Д’Орсини тут же отложил тряпку и задумался. Внутри него так и булькало слегка подзабытое за мирные месяцы возбуждение. Оно ничем не напоминало боевой азарт, но было сродни охотничьему. Симон решил, что настало время тайно посетить посольство Беота и самому во всем разобраться.
Резиденция сэра Джозефа Кларенса располагалась в нижней, прилегающей к реке части города. Это был красивый особняк в новом гранарском стиле с четырьмя круглыми башенками по бокам и резными железными флюгерами над крышей. Замерзший сад окружал посольство с трех сторон, а четвертой — глухой — оно выходило на высокий заснеженный обрыв над Сальвой. Лишь на самом верху, в крыше виднелось круглое чердачное окно.
Все это д’Орсини хорошенько рассмотрел, прогуливаясь по земляной насыпи вдоль реки, где с весны предполагалось начать строительство набережной. За оградой посольства было несколько сторожевых псов гладкошерстной беотийской породы, названия которой Симон не знал. Эти слюнявые чудовища мерзли в такую погоду и жались вместе под крыльцом. Все равно дразнить их не следовало. Поэтому рыцарь избрал в качестве пути для своего вторжения именно глухую сторону особняка.
В годы войны д’Орсини прославился не только как хороший командир конницы, но и как опытный руководитель засылаемых в тыл беотийцам отрядов. Именно на нем лежал и сбор сведений о противнике, и внезапные ночные налеты, и поджоги. Да мало ли еще что. В Симоне до сих пор время от времени просыпался чумазый мальчишка, лазавший через заборы и обтрясавший соседские яблони. Иногда, глядя на королеву, он жалел, что не знал ее в детстве. Потому что Хельви принадлежала к тем девочкам, которые никогда не пекут пирожков из песка и не возятся с куклами, а придумывают для товарищей самые опасные и захватывающие игры.

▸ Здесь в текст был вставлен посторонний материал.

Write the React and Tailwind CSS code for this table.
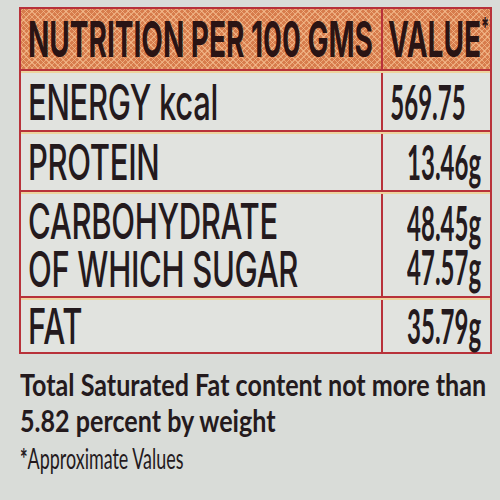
import React from "react";

const hatch =
  "bg-[#d77c4c] [background-image:repeating-linear-gradient(45deg,rgba(247,196,150,0.6)_0_1px,transparent_1px_4px),repeating-linear-gradient(-45deg,rgba(247,196,150,0.6)_0_1px,transparent_1px_4px)]";

const left = "flex w-[362px] shrink-0 border-r-2 border-[#b8323a] pl-[7px]";
const right = "flex w-[107px] shrink-0";

function Label({ children, lead = "leading-none" }) {
  return (
    <div className={`origin-left scale-x-[0.62] whitespace-nowrap font-['Inter',sans-serif] text-[50px] font-medium tracking-[-0.5px] text-[#241a1d] ${lead}`}>
      {children}
    </div>
  );
}

function Value({ children, lead = "leading-none" }) {
  return (
    <div className={`origin-right scale-x-[0.5] whitespace-nowrap font-['Lato',sans-serif] text-[48px] font-bold text-[#241a1d] ${lead}`}>
      {children}
    </div>
  );
}

export default function App() {
  return (
    <div className="h-[500px] w-[500px] overflow-hidden bg-[#d9dcd8] pt-[7px]">
      <div className="ml-[19px] w-[473px] border-2 border-[#b8323a] bg-[#e1e3df]">
        {/* header */}
        <div className={`flex h-[62px] border-b-2 border-[#b8323a] ${hatch}`}>
          <div className={`${left} items-center`}>
            <div className="origin-left scale-x-[0.56] whitespace-nowrap font-['Inter',sans-serif] text-[50px] font-bold leading-none text-[#2a1414]">
              NUTRITION PER 100 GMS
            </div>
          </div>
          <div className={`${right} items-center pl-[5px]`}>
            <div className="origin-left scale-x-[0.56] whitespace-nowrap font-['Inter',sans-serif] text-[50px] font-bold leading-none text-[#2a1414]">
              VALUE<span className="align-top text-[26px]">*</span>
            </div>
          </div>
        </div>

        {/* energy */}
        <div className="flex h-[61px] border-b-2 border-t-2 border-[#b8323a] border-t-[#edd49e]">
          <div className={`${left} items-center`}>
            <Label>ENERGY kcal</Label>
          </div>
          <div className={`${right} items-center justify-end pr-[24px]`}>
            <Value>569.75</Value>
          </div>
        </div>

        {/* protein */}
        <div className="flex h-[60px] border-b-2 border-t-2 border-[#b8323a] border-t-[#edd49e]">
          <div className={`${left} items-center`}>
            <Label>PROTEIN</Label>
          </div>
          <div className={`${right} items-center justify-end pr-[9px]`}>
            <Value>13.46g</Value>
          </div>
        </div>

        {/* carbohydrate */}
        <div className="flex h-[106px] border-b-2 border-t-2 border-[#b8323a] border-t-[#edd49e]">
          <div className={`${left} flex-col justify-center`}>
            <Label lead="leading-[48px]">CARBOHYDRATE</Label>
            <Label lead="leading-[48px]">OF WHICH SUGAR</Label>
          </div>
          <div className={`${right} flex-col items-end justify-center pr-[9px]`}>
            <Value lead="leading-[44px]">48.45g</Value>
            <Value lead="leading-[44px]">47.57g</Value>
          </div>
        </div>

        {/* fat */}
        <div className="flex h-[54px] border-t-2 border-[#edd49e]">
          <div className={`${left} items-center`}>
            <Label>FAT</Label>
          </div>
          <div className={`${right} items-center justify-end pr-[9px]`}>
            <Value>35.79g</Value>
          </div>
        </div>
      </div>

      <div className="mt-[12px] pl-[20px] font-['Lato',sans-serif] text-[#241a1d]">
        <div className="origin-left scale-x-[0.81] whitespace-nowrap text-[31px] font-bold leading-[36px]">
          Total Saturated Fat content not more than
        </div>
        <div className="origin-left scale-x-[0.81] whitespace-nowrap text-[31px] font-bold leading-[36px]">
          5.82 percent by weight
        </div>
        <div className="mt-[4px] origin-left scale-x-[0.64] whitespace-nowrap text-[28px] leading-[32px]">
          <span className="font-bold">*</span>Approximate Values
        </div>
      </div>
    </div>
  );
}
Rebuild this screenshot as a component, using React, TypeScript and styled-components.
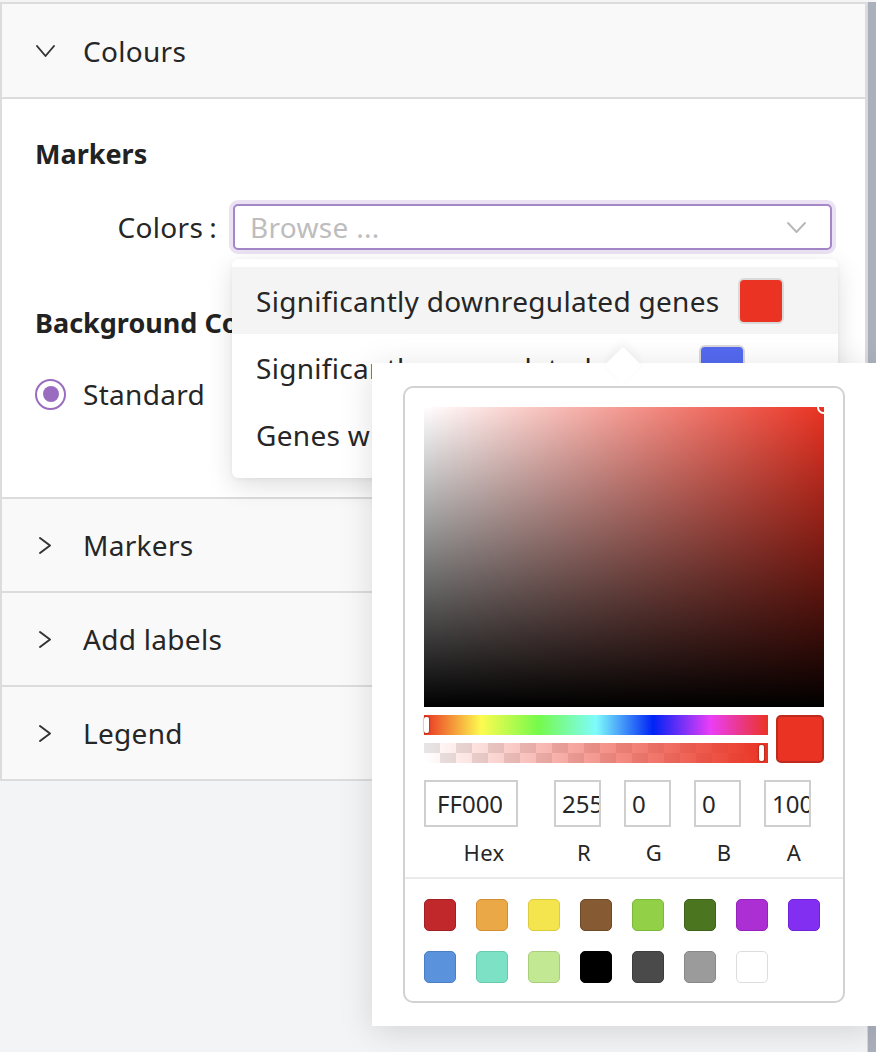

С наступлением ранних сумерек д’Орсини, пользуясь богатым опытом старого диверсанта, влез по обледеневшему склону вверх, зацепил веревку за чугунные крючья стягов, торчавших из стены и взобрался на крышу. Его не беспокоило, что и на склоне, и на кладке остались следы. За расследованием инцидента все равно обратятся к нему, а уж он-то постарается не узнать собственных сапог.